Teach your child about managing time, prioritizing, writing things down in an external memory system, brain-dumping and avoiding their personal triggers.
One of the most common triggers for anxiety is connected to a feeling of “not enough time to do all the things” – so that’s why teaching these time-management skills is one of the best ways to help your high schooler manage school.
3. Let them teach you something.
Your high school child spends the majority of her day being taught things and told things. She is the object of instruction all day long. This can be exhausting.
Throughout the week, perhaps in car rides or waiting in the dentist’s office, ask your child to teach you something she’s learning. It could be something academic or otherwise, but the point would be for you to listen.
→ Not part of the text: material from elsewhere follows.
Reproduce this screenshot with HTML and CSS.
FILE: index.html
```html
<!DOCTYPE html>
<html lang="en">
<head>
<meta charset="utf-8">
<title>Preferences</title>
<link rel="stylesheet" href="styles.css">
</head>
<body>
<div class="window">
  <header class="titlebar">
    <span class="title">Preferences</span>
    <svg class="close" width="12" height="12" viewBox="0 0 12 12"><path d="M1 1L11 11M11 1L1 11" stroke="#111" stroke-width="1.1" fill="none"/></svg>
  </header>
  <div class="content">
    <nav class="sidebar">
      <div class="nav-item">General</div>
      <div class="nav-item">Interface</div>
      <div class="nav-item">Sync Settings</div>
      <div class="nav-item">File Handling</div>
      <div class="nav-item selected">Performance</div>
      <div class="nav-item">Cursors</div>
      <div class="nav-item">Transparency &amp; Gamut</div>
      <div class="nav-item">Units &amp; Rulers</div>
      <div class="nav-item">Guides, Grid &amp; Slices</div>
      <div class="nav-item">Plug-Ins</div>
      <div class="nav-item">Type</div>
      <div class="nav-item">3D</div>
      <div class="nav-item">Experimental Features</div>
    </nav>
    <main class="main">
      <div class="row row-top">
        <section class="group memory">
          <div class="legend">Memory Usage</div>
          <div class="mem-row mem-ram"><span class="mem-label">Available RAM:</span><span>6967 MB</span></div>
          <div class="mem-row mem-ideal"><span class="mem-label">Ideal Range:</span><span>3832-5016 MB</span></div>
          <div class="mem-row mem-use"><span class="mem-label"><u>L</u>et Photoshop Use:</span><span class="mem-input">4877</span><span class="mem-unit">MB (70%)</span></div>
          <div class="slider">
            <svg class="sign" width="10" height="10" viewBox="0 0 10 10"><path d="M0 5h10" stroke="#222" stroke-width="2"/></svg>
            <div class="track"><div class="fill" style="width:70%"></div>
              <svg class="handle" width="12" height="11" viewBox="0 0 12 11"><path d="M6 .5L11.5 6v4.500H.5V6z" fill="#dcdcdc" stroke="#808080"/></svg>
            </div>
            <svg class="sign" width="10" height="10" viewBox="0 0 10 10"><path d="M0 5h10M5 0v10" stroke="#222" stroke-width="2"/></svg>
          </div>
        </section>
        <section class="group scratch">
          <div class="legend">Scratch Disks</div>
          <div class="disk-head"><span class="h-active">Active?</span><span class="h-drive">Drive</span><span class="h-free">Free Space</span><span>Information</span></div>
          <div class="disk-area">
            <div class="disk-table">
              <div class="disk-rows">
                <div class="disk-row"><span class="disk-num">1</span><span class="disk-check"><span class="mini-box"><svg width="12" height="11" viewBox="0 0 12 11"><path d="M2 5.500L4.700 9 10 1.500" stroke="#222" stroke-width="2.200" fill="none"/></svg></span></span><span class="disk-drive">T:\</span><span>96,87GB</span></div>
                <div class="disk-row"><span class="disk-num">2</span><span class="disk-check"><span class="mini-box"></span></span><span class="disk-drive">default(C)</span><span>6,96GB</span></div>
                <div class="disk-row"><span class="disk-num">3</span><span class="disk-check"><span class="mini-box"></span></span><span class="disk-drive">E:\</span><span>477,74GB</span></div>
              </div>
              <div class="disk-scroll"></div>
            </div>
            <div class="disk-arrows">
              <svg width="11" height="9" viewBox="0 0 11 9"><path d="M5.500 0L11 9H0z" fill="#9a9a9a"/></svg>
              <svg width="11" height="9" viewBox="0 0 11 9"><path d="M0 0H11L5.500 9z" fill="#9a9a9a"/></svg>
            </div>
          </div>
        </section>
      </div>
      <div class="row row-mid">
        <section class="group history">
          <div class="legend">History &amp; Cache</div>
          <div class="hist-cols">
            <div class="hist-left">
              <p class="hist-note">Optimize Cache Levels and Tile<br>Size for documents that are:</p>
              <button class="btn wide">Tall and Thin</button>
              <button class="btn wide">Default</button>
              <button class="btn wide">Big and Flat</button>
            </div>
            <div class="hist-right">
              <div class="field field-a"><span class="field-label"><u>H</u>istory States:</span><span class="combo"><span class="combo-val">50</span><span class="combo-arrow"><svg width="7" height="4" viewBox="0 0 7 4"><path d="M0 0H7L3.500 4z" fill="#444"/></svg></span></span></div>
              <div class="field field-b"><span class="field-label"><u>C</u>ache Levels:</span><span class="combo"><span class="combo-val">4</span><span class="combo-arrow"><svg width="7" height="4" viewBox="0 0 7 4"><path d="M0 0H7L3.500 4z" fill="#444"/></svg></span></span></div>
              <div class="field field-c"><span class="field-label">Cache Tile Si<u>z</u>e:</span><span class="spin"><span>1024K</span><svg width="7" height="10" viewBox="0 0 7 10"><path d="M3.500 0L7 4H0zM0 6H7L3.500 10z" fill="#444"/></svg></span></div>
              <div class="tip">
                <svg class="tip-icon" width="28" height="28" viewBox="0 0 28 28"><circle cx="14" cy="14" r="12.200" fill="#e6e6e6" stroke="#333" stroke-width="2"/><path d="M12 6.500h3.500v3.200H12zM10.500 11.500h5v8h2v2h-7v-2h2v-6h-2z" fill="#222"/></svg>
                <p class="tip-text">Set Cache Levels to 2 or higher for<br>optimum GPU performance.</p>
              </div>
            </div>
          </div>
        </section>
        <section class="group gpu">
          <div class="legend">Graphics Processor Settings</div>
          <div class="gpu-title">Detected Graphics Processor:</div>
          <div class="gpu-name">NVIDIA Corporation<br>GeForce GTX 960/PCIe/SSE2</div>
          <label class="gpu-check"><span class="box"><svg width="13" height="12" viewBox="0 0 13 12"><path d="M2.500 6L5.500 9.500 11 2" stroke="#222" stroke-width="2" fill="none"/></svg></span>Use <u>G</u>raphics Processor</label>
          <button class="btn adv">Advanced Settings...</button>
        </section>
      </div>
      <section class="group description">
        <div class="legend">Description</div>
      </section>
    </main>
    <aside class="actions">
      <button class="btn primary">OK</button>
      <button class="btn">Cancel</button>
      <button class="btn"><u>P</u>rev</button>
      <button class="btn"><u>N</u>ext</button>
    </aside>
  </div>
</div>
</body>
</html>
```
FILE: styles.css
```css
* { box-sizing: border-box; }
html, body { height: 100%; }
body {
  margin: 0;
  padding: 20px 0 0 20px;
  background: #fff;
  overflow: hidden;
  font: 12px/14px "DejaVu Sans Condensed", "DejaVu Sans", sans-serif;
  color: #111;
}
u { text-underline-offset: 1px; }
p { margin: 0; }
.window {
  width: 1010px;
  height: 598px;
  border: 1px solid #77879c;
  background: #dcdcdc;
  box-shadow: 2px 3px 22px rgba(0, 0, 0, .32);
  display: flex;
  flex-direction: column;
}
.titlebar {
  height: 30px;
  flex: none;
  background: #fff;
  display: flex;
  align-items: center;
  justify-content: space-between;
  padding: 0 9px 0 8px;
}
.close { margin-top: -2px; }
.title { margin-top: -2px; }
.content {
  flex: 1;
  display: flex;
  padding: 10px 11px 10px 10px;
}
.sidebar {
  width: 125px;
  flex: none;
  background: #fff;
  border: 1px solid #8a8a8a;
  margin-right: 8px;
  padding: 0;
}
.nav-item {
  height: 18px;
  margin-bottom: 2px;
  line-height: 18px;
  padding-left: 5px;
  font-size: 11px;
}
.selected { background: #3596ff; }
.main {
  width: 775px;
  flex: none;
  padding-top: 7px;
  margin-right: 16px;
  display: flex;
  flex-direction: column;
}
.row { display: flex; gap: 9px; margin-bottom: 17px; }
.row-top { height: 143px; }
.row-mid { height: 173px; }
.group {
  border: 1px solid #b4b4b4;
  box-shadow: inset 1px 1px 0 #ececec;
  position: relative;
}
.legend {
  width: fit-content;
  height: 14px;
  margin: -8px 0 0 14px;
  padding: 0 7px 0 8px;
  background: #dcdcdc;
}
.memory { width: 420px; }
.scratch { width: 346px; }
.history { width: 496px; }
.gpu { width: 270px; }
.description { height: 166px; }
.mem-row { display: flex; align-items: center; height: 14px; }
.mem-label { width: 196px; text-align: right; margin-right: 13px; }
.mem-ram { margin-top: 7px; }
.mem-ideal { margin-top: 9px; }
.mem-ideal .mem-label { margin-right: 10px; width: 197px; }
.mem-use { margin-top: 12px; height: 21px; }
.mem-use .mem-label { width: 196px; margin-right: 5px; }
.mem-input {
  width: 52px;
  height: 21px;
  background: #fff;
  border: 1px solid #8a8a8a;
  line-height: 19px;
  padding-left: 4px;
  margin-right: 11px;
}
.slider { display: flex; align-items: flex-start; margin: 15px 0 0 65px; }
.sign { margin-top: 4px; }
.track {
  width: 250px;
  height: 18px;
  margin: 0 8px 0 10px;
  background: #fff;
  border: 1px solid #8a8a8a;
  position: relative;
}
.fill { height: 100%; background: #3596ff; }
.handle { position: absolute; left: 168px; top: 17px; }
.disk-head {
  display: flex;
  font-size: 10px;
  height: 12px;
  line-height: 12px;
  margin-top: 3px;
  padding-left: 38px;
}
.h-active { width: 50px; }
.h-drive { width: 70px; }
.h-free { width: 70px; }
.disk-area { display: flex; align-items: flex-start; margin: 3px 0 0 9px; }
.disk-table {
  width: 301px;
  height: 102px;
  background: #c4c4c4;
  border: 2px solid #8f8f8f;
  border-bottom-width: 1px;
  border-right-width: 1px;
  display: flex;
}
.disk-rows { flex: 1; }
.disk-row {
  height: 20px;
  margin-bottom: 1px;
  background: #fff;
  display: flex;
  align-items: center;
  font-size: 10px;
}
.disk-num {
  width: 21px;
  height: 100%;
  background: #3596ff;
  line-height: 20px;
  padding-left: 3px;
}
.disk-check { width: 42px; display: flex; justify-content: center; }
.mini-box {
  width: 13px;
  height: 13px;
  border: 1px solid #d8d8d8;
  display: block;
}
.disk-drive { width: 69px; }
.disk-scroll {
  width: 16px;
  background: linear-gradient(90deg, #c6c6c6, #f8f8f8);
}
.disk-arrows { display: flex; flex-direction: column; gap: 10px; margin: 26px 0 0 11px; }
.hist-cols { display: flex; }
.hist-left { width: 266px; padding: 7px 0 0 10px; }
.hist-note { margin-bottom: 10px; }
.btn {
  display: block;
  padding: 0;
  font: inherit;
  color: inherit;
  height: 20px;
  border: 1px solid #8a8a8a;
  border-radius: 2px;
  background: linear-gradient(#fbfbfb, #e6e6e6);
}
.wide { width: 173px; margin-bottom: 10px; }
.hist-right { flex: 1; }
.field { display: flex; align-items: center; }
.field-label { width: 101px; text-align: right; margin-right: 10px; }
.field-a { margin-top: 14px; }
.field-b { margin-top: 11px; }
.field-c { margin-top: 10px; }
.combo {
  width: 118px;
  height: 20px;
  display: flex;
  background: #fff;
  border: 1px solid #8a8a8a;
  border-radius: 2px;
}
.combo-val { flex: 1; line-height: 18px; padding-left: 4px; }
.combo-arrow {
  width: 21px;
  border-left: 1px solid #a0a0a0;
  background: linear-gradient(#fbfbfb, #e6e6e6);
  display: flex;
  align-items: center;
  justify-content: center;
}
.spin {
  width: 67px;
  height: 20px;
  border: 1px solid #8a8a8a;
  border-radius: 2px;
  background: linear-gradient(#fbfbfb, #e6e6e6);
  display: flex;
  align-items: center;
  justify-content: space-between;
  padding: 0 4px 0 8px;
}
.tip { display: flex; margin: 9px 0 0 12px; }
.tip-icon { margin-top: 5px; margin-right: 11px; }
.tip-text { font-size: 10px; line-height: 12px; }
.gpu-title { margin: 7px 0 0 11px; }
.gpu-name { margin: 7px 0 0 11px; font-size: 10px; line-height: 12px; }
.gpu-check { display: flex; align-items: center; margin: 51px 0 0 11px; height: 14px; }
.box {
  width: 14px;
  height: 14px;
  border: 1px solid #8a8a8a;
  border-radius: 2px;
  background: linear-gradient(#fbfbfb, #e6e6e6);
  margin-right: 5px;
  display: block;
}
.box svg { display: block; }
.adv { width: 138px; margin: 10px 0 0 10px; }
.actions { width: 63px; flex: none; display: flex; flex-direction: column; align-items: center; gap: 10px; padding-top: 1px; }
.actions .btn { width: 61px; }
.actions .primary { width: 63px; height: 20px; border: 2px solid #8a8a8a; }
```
Use active listening strategies such as:
- making eye contact
- putting down your phone
- not interrupting
- not adding an “uh-huh” after each of her pauses
- Keeping your hands still and empty
Ask her open-ended questions such as “tell me more about that” or “what do you think about that?” If she’s talking about something she’s learning in school and you think it’s confusing or boring (the history of the Pythagorean Theorem might not be your thing), act like you’re fascinated. Ask critical questions to encourage her to keep teaching it.
Giving your child the chance to be the teacher for once has a ton of benefits. First, students better process and understand what they’re learning when they talk about it. As she struggles to explain something to you, she’s solidifying the information in her own brain: as she teaches, she learns!
Second, each one of these interactions tells your child that you care. That you’re there. That you’re interested in what she’s interested in. It’s a chance to normalize learning and knowledge-sharing. It’s a chance for you to model active listening skills, intelligent questioning, and critical thinking.
Can you honestly think of a better way to help your child manage high school?